The Ostalgia exhibition served as a “bad guy” in Oesterreich and Handberg’s comparison against the MoMA exhibition Transmissions: Art in Eastern Europe and Latin America, 1960–1980. The revisionist and truly decent curatorial aim of the latter exhibition, openly “challenging established art historical narratives in the West and frameworks created by the Cold War” was taken for granted in the essay of Oesterreich and Handberg and was praised accordingly.[31] Therefore, it is the MoMA show which is celebrated for staging counter-geographies and canonical alternatives; enlarging and making the canon with greater inclusivity. The authors even coined the name “alter-canon” to label the outcome of the exhibition, which “goes beyond the established art historiography.”[32] 
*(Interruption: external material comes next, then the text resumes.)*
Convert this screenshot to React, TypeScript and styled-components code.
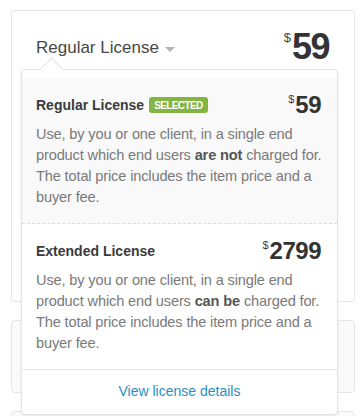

However, the question arises as to what degree did MoMA’s Transmissions really alter the canon? And if it did, how and to what end? It is safe to say that the dichotomy of center-periphery discourse is truly resilient—not just in exhibitions but in art history writings as well. Ultimately, the dichotomy is recognized again and again through manifest focus, attention, and critical appraisal for those located in the center; who are immediately embraced as having universal significance. The barriers to entry for this established, critically recognized canon are high.[33] If we consider the local affairs of the ex-center (the West) and the rivalry for cutting edge position and domination within, we get a different scenario. The reformulation of power relations in the New York art scene in the 2000s saw the Ostalgia exhibition at the New Museum criticized for its stereotyped clichés and dramatized presentation. By comparison, its local rival MoMA was reluctantly forced to fall into the other extreme.  The response sparked by Transmission was the total opposite of Ostalgia, where the politics were completely sucked out of the artwork and their environment. Presented pieces were cleansed, purified by removing their contexts, and local meanings, emptied by the neglect of the region’s disturbing histories under Ceausescu and Latin American military dictatorships. The display was very sterile, abstract, and evoked a sense of déjà vu—the classic modernist museological cleansing method of which MoMA once was the leading bastion.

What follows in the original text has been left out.